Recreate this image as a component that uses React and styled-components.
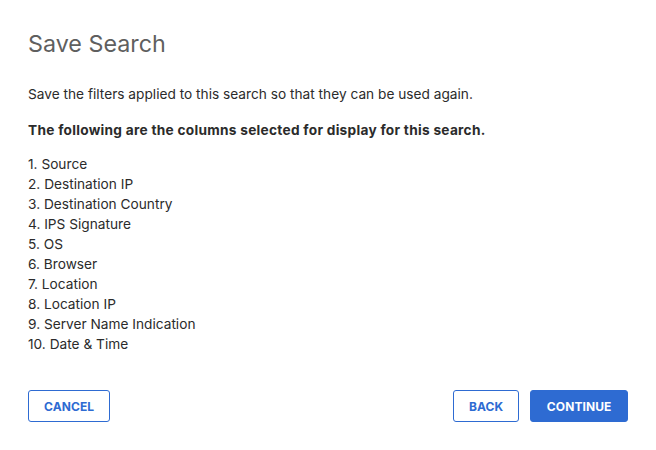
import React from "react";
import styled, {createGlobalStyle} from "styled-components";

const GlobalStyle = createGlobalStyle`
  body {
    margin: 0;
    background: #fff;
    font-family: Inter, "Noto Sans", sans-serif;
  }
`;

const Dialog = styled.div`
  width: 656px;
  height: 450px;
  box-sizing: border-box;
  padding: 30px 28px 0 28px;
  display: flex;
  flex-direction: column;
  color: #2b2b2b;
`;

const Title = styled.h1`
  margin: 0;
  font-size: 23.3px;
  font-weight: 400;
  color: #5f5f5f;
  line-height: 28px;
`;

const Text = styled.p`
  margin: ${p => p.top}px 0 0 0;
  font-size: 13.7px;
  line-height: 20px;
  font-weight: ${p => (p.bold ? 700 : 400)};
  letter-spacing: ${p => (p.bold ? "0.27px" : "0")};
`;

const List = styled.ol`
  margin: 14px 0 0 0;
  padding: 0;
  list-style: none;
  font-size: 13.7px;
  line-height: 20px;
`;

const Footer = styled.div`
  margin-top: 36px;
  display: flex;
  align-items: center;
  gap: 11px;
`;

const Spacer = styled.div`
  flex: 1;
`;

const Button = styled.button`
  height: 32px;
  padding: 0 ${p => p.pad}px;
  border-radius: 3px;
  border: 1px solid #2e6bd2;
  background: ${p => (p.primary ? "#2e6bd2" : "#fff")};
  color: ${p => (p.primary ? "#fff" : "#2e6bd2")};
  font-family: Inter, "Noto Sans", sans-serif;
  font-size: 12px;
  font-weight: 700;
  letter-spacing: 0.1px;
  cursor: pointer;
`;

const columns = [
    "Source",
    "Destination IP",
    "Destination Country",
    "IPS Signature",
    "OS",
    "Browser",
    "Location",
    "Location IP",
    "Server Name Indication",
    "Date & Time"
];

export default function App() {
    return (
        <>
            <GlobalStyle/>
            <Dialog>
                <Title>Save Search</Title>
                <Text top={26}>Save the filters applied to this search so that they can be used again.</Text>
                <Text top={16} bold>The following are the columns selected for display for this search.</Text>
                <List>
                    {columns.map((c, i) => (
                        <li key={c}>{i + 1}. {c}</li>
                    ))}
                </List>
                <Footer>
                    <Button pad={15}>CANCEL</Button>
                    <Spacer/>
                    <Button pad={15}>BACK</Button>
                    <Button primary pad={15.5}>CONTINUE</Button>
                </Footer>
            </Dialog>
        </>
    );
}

++++++++

Requirements>
Give an exact copy of the material, leaving out every picture.

Solution for this problem>
Recreate this image as a component that uses React and styled-components.
import React from "react";
import styled, {createGlobalStyle} from "styled-components";

const GlobalStyle = createGlobalStyle`
  body {
    margin: 0;
    background: #fff;
    font-family: Inter, "Noto Sans", sans-serif;
  }
`;

const Dialog = styled.div`
  width: 656px;
  height: 450px;
  box-sizing: border-box;
  padding: 30px 28px 0 28px;
  display: flex;
  flex-direction: column;
  color: #2b2b2b;
`;

const Title = styled.h1`
  margin: 0;
  font-size: 23.3px;
  font-weight: 400;
  color: #5f5f5f;
  line-height: 28px;
`;

const Text = styled.p`
  margin: ${p => p.top}px 0 0 0;
  font-size: 13.7px;
  line-height: 20px;
  font-weight: ${p => (p.bold ? 700 : 400)};
  letter-spacing: ${p => (p.bold ? "0.27px" : "0")};
`;

const List = styled.ol`
  margin: 14px 0 0 0;
  padding: 0;
  list-style: none;
  font-size: 13.7px;
  line-height: 20px;
`;

const Footer = styled.div`
  margin-top: 36px;
  display: flex;
  align-items: center;
  gap: 11px;
`;

const Spacer = styled.div`
  flex: 1;
`;

const Button = styled.button`
  height: 32px;
  padding: 0 ${p => p.pad}px;
  border-radius: 3px;
  border: 1px solid #2e6bd2;
  background: ${p => (p.primary ? "#2e6bd2" : "#fff")};
  color: ${p => (p.primary ? "#fff" : "#2e6bd2")};
  font-family: Inter, "Noto Sans", sans-serif;
  font-size: 12px;
  font-weight: 700;
  letter-spacing: 0.1px;
  cursor: pointer;
`;

const columns = [
    "Source",
    "Destination IP",
    "Destination Country",
    "IPS Signature",
    "OS",
    "Browser",
    "Location",
    "Location IP",
    "Server Name Indication",
    "Date & Time"
];

export default function App() {
    return (
        <>
            <GlobalStyle/>
            <Dialog>
                <Title>Save Search</Title>
                <Text top={26}>Save the filters applied to this search so that they can be used again.</Text>
                <Text top={16} bold>The following are the columns selected for display for this search.</Text>
                <List>
                    {columns.map((c, i) => (
                        <li key={c}>{i + 1}. {c}</li>
                    ))}
                </List>
                <Footer>
                    <Button pad={15}>CANCEL</Button>
                    <Spacer/>
                    <Button pad={15}>BACK</Button>
                    <Button primary pad={15.5}>CONTINUE</Button>
                </Footer>
            </Dialog>
        </>
    );
}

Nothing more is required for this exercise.